The PS5 has an 18% TFLOP deficit to the XSX. It's real, but it is only half the difference between the launch PS4 and XB1. The key here is that the easiest way to for the PS5 to make up that deficit is to drop the resolution when a game's image processing gets demanding. However, resolution is hitting major diminishing returns, and an 18% resolution reduction from a 4K target will hardly be noticeable.
Putting it another way. An 1800p image with good image sharpening is pretty close to 4K. That's especially true without a side-by-side comparison and while actually playing a game. Now, the PS5's 18% reduction in resolution needed to meet the equivalent processing power of the XSX is still
21% better than that already pretty good 1800p. Practically speaking, outside of a zoomed in slow motion Digital Foundry type image examination, it's a complete non-issue.
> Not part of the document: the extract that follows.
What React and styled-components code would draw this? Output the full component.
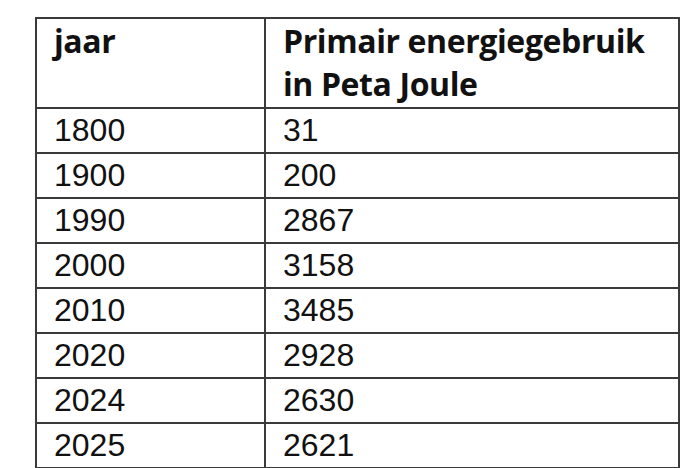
import React from 'react'
import styled, { createGlobalStyle } from 'styled-components'

const GlobalStyle = createGlobalStyle`
  html, body {
    margin: 0;
    padding: 0;
    background: #ffffff;
    overflow: hidden;
  }
  body {
    width: 700px;
    height: 468px;
  }
`

const Page = styled.div`
  padding: 17px 0 0 35px;
`

const Table = styled.table`
  border-collapse: collapse;
  table-layout: fixed;
  width: 643px;
  color: #111111;
`

const Col = styled.col`
  width: ${props => props.width}px;
`

const HeadCell = styled.th`
  border: 2px solid #3a3a3a;
  padding: 0 10px 2px 17px;
  text-align: left;
  vertical-align: top;
  font-family: "Open Sans", "Liberation Sans", sans-serif;
  font-weight: 700;
  font-size: 32px;
  line-height: 43px;
  letter-spacing: -0.4px;
`

const Cell = styled.td`
  border: 2px solid #3a3a3a;
  padding: 0 10px 0 17px;
  height: 43px;
  font-family: "Liberation Sans", Arial, sans-serif;
  font-size: 32px;
  line-height: 43px;
`

const rows = [
  ['1800', '31'],
  ['1900', '200'],
  ['1990', '2867'],
  ['2000', '3158'],
  ['2010', '3485'],
  ['2020', '2928'],
  ['2024', '2630'],
  ['2025', '2621']
]

export default function App () {
  return (
    <Page>
      <GlobalStyle />
      <Table>
        <colgroup>
          <Col width={229} />
          <Col width={414} />
        </colgroup>
        <thead>
          <tr>
            <HeadCell>jaar</HeadCell>
            <HeadCell>Primair energiegebruik in Peta Joule</HeadCell>
          </tr>
        </thead>
        <tbody>
          {rows.map(([year, value]) => (
            <tr key={year}>
              <Cell>{year}</Cell>
              <Cell>{value}</Cell>
            </tr>
          ))}
        </tbody>
      </Table>
    </Page>
  )
}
...Ok I lied. I will speak quickly about the PS5's SSD advantage because this part of the developer's comment irked me.
It’s[SSD] also nowhere near GDDR6 levels so it can’t reliably be used as virtual memory.
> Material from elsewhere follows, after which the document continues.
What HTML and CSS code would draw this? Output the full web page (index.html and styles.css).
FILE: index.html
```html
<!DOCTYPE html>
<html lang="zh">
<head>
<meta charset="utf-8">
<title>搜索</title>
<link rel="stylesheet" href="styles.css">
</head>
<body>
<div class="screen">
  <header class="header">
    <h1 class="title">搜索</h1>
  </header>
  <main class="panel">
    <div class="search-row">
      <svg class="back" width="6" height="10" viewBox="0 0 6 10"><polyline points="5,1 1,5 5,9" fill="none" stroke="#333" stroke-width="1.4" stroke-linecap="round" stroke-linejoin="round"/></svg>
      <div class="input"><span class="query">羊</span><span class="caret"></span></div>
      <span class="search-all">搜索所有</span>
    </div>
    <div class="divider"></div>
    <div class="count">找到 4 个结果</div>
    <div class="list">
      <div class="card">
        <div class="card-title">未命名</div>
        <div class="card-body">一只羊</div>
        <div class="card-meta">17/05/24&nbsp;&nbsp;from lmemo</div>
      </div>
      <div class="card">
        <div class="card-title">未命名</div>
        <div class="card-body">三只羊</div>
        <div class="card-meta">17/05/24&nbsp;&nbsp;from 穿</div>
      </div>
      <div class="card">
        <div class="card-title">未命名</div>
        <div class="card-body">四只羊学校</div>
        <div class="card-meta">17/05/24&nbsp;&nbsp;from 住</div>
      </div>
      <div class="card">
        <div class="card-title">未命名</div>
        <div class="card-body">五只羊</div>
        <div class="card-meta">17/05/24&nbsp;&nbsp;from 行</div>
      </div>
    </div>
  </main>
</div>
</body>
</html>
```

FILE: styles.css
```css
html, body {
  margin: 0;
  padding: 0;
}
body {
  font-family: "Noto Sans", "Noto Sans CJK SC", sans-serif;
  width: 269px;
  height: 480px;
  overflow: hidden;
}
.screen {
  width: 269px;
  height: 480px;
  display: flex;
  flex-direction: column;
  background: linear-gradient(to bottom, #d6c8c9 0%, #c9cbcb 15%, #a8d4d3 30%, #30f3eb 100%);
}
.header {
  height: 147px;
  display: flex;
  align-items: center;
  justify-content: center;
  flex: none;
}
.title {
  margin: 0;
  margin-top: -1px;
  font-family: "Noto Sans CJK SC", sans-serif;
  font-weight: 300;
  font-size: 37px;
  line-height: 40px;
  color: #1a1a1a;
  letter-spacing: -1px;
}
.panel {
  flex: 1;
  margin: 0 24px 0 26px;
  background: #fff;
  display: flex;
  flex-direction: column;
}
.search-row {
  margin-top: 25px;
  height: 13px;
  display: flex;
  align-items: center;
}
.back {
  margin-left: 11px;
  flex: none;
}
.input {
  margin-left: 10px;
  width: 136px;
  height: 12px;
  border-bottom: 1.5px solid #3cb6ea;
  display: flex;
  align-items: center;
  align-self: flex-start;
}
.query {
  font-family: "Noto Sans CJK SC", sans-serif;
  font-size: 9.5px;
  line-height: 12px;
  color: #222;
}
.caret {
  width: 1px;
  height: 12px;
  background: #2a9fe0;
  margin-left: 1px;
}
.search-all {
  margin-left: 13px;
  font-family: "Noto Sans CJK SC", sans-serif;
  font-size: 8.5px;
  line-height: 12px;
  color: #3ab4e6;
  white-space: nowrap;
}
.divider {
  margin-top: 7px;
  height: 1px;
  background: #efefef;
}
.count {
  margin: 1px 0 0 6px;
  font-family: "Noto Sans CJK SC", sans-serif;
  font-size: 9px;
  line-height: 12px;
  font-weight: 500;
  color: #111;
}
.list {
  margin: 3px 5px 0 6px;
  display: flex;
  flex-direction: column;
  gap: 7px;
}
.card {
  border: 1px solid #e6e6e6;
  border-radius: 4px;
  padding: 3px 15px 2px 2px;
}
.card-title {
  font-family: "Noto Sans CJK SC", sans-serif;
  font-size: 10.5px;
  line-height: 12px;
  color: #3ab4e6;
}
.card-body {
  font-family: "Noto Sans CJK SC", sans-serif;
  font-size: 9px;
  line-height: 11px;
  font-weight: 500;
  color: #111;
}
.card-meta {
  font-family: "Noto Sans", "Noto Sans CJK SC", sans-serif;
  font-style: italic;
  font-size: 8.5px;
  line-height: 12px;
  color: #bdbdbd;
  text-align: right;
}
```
I've heard some form of that many times, and it completely misses the point. The SSD won't be used as a stand-in replacement for GDDR6. SSD data only needs to be read once for the many many times it will be accessed in RAM. For example, the CPU/GPU won't repeatedly read SSD data, do an add and/or multiply, and immediately write it back to the SSD like it would GDDR6.
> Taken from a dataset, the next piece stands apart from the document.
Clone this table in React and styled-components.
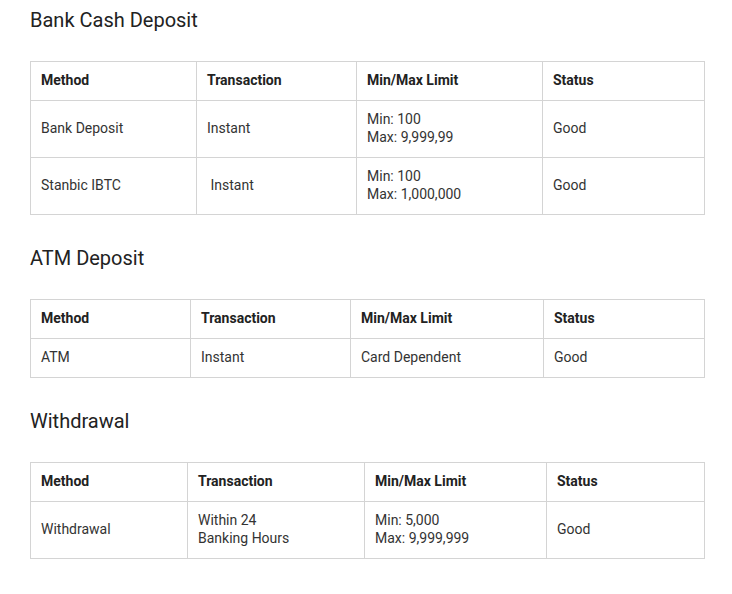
import React from "react";
import styled, { createGlobalStyle } from "styled-components";

const Global = createGlobalStyle`
  html, body { margin: 0; padding: 0; background: #fff; }
  body { font-family: Roboto, "Liberation Sans", sans-serif; }
`;

const Page = styled.div`
  padding: 7px 28px 20px 30px;
  width: 674px;
`;

const Section = styled.section`
  & + & { margin-top: 30px; }
`;

const Heading = styled.h2`
  margin: 0 0 28px;
  font-size: 20px;
  line-height: 26px;
  font-weight: 400;
  color: #222;
`;

const Table = styled.table`
  width: 674px;
  border-collapse: collapse;
  table-layout: fixed;
  font-size: 14px;
  line-height: 18px;
  color: #333;
`;

const Th = styled.th`
  border: 1px solid #d4d4d4;
  padding: 9px 10px 11px;
  text-align: left;
  font-weight: 700;
  color: #222;
`;

const Td = styled.td`
  border: 1px solid #d4d4d4;
  padding: 9px 10px 11px;
  text-align: left;
  vertical-align: middle;
`;

const sections = [
  {
    title: "Bank Cash Deposit",
    widths: [166, 160, 186, 162],
    rows: [
      ["Bank Deposit", "Instant", ["Min: 100", "Max: 9,999,99"], "Good"],
      ["Stanbic IBTC", "\u00a0Instant", ["Min: 100", "Max: 1,000,000"], "Good"],
    ],
  },
  {
    title: "ATM Deposit",
    widths: [160, 160, 193, 161],
    rows: [["ATM", "Instant", "Card Dependent", "Good"]],
  },
  {
    title: "Withdrawal",
    widths: [157, 177, 182, 158],
    rows: [["Withdrawal", ["Within 24", "Banking Hours"], ["Min: 5,000", "Max: 9,999,999"], "Good"]],
  },
];

const headers = ["Method", "Transaction", "Min/Max Limit", "Status"];

const renderCell = (v) =>
  Array.isArray(v)
    ? v.map((line, i) => (
        <React.Fragment key={i}>
          {i > 0 && <br />}
          {line}
        </React.Fragment>
      ))
    : v;

export default function App() {
  return (
    <>
      <Global />
      <Page>
        {sections.map((s) => (
          <Section key={s.title}>
            <Heading>{s.title}</Heading>
            <Table>
              <colgroup>
                {s.widths.map((w, i) => (
                  <col key={i} style={{ width: w }} />
                ))}
              </colgroup>
              <thead>
                <tr>
                  {headers.map((h) => (
                    <Th key={h}>{h}</Th>
                  ))}
                </tr>
              </thead>
              <tbody>
                {s.rows.map((r, ri) => (
                  <tr key={ri}>
                    {r.map((c, ci) => (
                      <Td key={ci}>{renderCell(c)}</Td>
                    ))}
                  </tr>
                ))}
              </tbody>
            </Table>
          </Section>
        ))}
      </Page>
    </>
  );
}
No, the purpose of the super fast SSD is to act as a force multiplier for the 16 GB of GDDR6 already in use. By significantly reducing the latency and increasing bandwidth, the PS5's SSD reduces the penalty taken for needing data not already loaded in RAM. That means much less of RAM has to be wasted as a cache for the hard drive or SSD. That effectively gives you more RAM to work with. Cerny used the example that games currently have to have all the data they will need for the next 30 seconds fully loaded in RAM. In contrast with the PS5's SSD, that drops to only needing the next 1 second's worth of data in RAM. That frees up a whole lot of RAM for processing what is immediately around the player at that moment.
It's like a car being able to drive farther because it is more fuel efficient, and not because it has a bigger gas tank. The end result is the same, but no one thinks the parts that make the car more fuel efficient burn like gasoline. Same is true of the SSD. It has the same result of increasing RAM, but it itself is not used just like RAM.